* [EXERCISE INSTRUCTIONS]:
Each line containing the word "with" should be found and copied.

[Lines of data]
-.-.-

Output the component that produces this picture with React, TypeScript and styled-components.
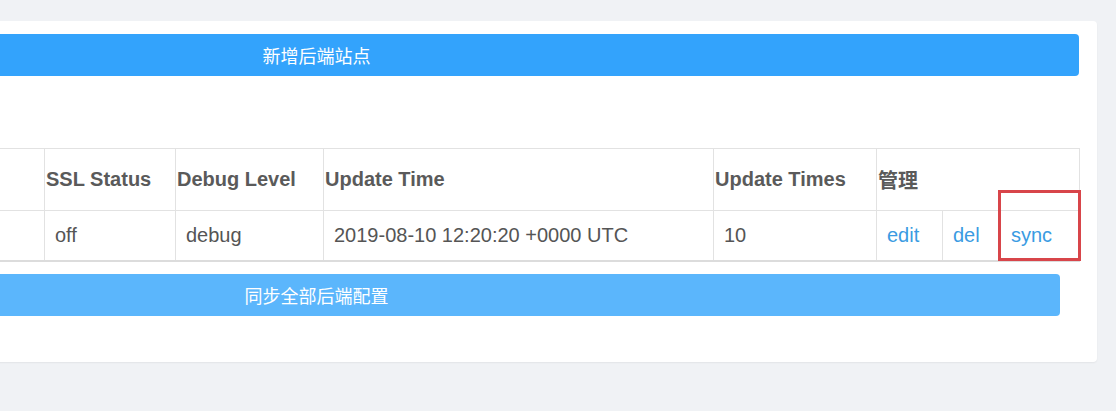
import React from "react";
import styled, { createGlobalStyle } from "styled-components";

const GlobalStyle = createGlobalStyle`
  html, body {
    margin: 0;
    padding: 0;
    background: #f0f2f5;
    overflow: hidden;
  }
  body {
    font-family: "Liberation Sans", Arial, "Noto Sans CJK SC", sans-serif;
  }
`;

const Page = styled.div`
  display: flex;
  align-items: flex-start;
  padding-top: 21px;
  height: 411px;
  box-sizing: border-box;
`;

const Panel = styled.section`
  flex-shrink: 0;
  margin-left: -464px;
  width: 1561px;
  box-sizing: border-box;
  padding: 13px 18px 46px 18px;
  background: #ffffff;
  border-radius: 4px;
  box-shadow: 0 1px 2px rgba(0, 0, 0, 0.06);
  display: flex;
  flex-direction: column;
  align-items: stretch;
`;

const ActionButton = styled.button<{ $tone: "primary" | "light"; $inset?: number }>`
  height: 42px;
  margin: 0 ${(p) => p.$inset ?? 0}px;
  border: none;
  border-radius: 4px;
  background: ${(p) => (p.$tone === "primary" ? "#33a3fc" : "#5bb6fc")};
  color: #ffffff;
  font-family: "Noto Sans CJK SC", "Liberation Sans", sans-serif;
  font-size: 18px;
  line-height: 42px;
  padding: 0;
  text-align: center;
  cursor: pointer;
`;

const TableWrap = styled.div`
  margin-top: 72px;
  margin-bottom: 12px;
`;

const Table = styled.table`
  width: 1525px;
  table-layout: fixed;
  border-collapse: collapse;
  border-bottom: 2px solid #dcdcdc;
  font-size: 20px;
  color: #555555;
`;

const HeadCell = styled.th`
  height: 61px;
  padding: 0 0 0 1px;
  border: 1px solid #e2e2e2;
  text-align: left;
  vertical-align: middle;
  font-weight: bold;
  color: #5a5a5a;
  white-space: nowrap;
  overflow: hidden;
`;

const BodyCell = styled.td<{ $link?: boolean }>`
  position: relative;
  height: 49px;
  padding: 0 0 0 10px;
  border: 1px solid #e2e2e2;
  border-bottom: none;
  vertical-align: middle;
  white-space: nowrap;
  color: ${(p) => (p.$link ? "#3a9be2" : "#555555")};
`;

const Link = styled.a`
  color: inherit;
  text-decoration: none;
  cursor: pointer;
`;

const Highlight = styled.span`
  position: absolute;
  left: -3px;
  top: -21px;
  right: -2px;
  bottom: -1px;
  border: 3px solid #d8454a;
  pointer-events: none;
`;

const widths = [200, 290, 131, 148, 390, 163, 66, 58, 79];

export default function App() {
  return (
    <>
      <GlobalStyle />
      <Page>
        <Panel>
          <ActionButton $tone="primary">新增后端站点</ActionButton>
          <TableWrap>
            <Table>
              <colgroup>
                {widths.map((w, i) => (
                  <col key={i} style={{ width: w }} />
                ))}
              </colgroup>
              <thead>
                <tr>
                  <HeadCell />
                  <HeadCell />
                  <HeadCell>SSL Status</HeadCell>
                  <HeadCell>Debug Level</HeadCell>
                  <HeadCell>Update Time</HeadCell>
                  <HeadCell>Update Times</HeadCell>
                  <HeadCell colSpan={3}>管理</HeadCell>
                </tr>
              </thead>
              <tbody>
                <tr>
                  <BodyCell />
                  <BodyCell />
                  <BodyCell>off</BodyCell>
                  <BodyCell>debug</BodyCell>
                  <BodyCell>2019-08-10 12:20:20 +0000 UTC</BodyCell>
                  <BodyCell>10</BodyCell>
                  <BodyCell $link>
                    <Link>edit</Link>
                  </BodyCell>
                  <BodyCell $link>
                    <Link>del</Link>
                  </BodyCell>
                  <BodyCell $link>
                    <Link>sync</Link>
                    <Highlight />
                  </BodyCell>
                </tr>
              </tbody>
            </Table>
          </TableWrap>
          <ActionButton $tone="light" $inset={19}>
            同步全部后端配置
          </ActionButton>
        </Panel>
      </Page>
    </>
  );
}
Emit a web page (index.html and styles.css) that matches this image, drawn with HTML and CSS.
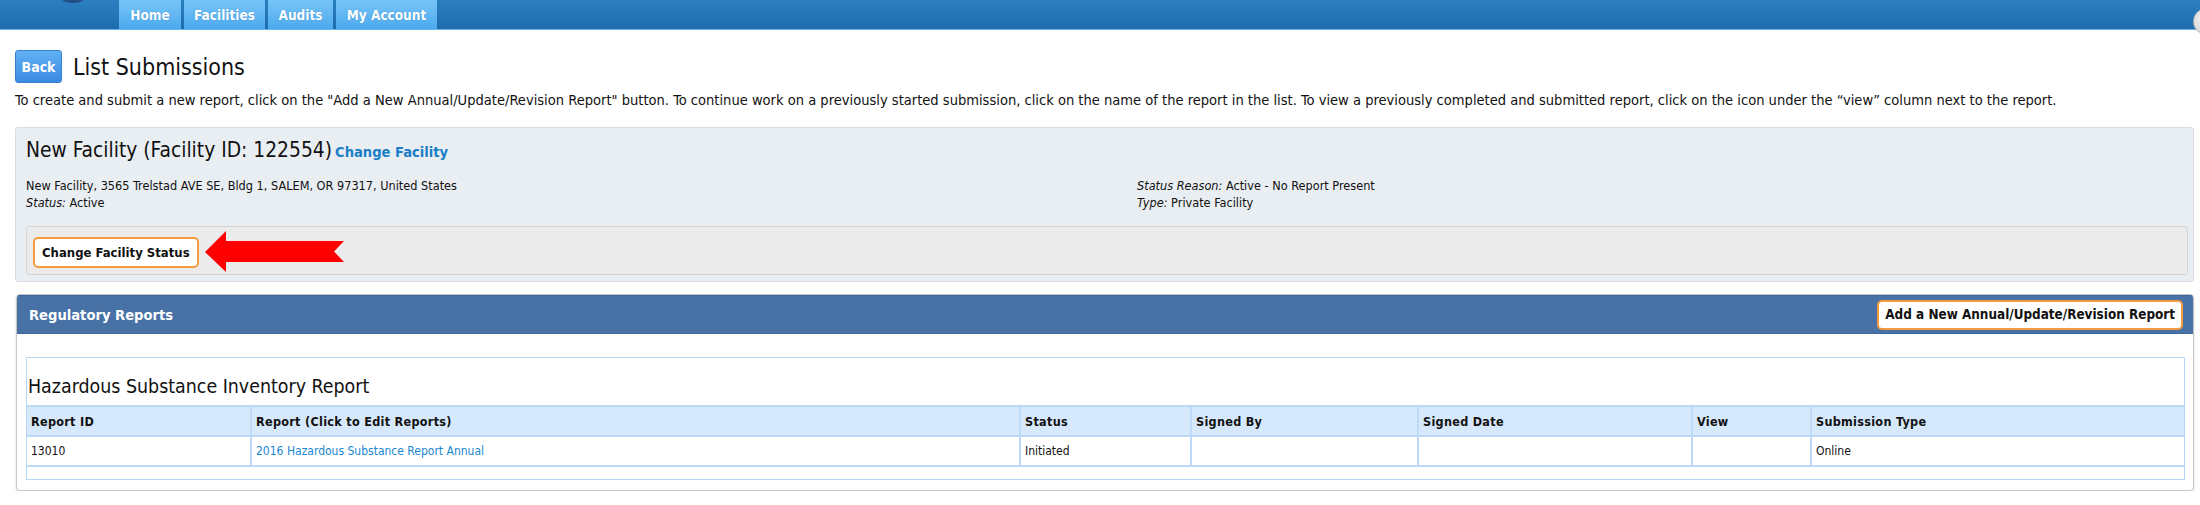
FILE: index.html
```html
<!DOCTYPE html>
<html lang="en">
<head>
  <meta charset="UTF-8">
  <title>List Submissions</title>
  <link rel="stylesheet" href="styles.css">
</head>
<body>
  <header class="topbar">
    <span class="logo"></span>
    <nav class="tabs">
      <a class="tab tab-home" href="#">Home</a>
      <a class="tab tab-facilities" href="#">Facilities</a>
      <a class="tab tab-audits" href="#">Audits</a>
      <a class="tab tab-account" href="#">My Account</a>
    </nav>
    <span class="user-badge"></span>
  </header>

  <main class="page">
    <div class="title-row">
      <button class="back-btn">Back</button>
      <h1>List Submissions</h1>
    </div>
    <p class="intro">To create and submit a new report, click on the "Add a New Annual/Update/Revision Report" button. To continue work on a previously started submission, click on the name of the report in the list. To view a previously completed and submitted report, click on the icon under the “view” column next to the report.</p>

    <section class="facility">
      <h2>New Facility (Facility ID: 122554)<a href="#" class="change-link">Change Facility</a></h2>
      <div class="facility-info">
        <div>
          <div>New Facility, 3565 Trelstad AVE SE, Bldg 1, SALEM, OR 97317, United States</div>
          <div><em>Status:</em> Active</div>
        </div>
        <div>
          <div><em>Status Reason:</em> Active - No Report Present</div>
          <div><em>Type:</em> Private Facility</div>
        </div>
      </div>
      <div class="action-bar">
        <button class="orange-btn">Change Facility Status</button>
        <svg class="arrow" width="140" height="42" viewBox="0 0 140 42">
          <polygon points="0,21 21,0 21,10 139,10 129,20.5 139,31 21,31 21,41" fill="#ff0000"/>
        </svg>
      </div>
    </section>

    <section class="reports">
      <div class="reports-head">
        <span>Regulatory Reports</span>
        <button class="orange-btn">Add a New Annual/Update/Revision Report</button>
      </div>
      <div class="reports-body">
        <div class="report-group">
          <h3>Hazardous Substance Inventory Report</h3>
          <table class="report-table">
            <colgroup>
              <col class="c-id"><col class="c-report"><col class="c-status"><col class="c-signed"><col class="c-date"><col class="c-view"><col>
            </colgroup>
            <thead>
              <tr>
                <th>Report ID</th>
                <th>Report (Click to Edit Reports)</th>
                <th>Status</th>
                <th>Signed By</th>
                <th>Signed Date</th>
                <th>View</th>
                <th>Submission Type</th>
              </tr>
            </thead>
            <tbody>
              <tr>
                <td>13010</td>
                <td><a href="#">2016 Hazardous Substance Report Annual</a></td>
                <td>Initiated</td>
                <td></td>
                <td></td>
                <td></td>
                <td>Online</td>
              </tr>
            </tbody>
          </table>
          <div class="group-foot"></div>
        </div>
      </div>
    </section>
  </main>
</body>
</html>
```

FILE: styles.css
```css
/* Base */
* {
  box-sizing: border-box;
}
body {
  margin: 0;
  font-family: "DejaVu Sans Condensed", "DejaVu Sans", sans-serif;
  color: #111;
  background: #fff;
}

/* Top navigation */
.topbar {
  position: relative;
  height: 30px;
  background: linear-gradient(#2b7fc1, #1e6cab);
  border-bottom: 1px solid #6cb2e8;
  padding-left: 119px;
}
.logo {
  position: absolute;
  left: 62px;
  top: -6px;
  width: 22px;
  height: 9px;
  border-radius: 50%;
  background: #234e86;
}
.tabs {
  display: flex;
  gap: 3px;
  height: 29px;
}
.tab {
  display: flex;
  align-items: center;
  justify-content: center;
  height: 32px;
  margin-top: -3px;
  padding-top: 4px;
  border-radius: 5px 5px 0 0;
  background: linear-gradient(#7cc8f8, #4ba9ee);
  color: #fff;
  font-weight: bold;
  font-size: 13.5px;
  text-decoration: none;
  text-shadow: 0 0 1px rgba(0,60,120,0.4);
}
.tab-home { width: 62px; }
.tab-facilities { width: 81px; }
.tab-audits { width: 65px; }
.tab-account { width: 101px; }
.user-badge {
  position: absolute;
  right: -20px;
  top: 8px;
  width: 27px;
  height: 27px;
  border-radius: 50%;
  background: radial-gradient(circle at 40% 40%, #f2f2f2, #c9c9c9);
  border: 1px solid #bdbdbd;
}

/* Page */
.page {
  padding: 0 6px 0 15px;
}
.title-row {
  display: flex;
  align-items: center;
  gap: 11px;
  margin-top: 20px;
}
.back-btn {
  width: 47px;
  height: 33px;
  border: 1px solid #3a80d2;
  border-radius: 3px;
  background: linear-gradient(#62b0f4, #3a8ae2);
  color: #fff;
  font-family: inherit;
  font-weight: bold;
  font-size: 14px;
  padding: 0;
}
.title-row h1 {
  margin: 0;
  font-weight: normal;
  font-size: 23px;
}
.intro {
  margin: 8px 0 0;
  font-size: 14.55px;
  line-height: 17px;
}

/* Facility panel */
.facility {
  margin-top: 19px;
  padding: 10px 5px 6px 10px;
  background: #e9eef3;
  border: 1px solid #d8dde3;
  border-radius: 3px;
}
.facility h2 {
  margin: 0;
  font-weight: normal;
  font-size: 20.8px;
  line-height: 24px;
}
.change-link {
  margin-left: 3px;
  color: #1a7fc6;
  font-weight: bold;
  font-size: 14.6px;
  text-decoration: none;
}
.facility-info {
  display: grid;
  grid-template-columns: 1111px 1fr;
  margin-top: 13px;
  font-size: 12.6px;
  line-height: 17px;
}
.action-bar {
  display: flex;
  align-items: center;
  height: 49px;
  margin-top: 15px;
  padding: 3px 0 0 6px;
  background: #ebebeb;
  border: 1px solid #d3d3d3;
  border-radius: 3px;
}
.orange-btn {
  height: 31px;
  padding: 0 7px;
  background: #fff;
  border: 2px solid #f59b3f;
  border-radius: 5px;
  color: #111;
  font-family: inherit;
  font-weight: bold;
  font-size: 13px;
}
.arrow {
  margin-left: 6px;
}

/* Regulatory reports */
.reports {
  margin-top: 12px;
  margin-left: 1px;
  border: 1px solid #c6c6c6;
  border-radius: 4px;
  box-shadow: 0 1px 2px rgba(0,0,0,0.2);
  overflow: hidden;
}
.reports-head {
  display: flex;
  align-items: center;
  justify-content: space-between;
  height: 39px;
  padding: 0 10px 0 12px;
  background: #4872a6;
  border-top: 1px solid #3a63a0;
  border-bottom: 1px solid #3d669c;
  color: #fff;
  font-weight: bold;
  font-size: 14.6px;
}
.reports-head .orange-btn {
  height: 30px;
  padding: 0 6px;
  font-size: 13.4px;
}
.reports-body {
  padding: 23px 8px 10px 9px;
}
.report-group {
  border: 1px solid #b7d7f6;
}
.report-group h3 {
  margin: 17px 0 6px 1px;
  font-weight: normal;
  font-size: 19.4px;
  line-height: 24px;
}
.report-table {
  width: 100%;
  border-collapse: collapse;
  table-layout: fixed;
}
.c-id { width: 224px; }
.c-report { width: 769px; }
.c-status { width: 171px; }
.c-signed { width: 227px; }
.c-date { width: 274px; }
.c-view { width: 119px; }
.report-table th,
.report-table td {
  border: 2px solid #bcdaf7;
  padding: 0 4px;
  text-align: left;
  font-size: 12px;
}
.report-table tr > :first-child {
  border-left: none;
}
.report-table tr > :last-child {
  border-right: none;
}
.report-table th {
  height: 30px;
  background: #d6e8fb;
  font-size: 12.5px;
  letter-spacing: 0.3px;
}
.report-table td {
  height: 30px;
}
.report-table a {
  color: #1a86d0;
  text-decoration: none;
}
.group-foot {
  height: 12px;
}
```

-.-.-

* [SOLUTION]:
Output the component that produces this picture with React, TypeScript and styled-components.
Emit a web page (index.html and styles.css) that matches this image, drawn with HTML and CSS.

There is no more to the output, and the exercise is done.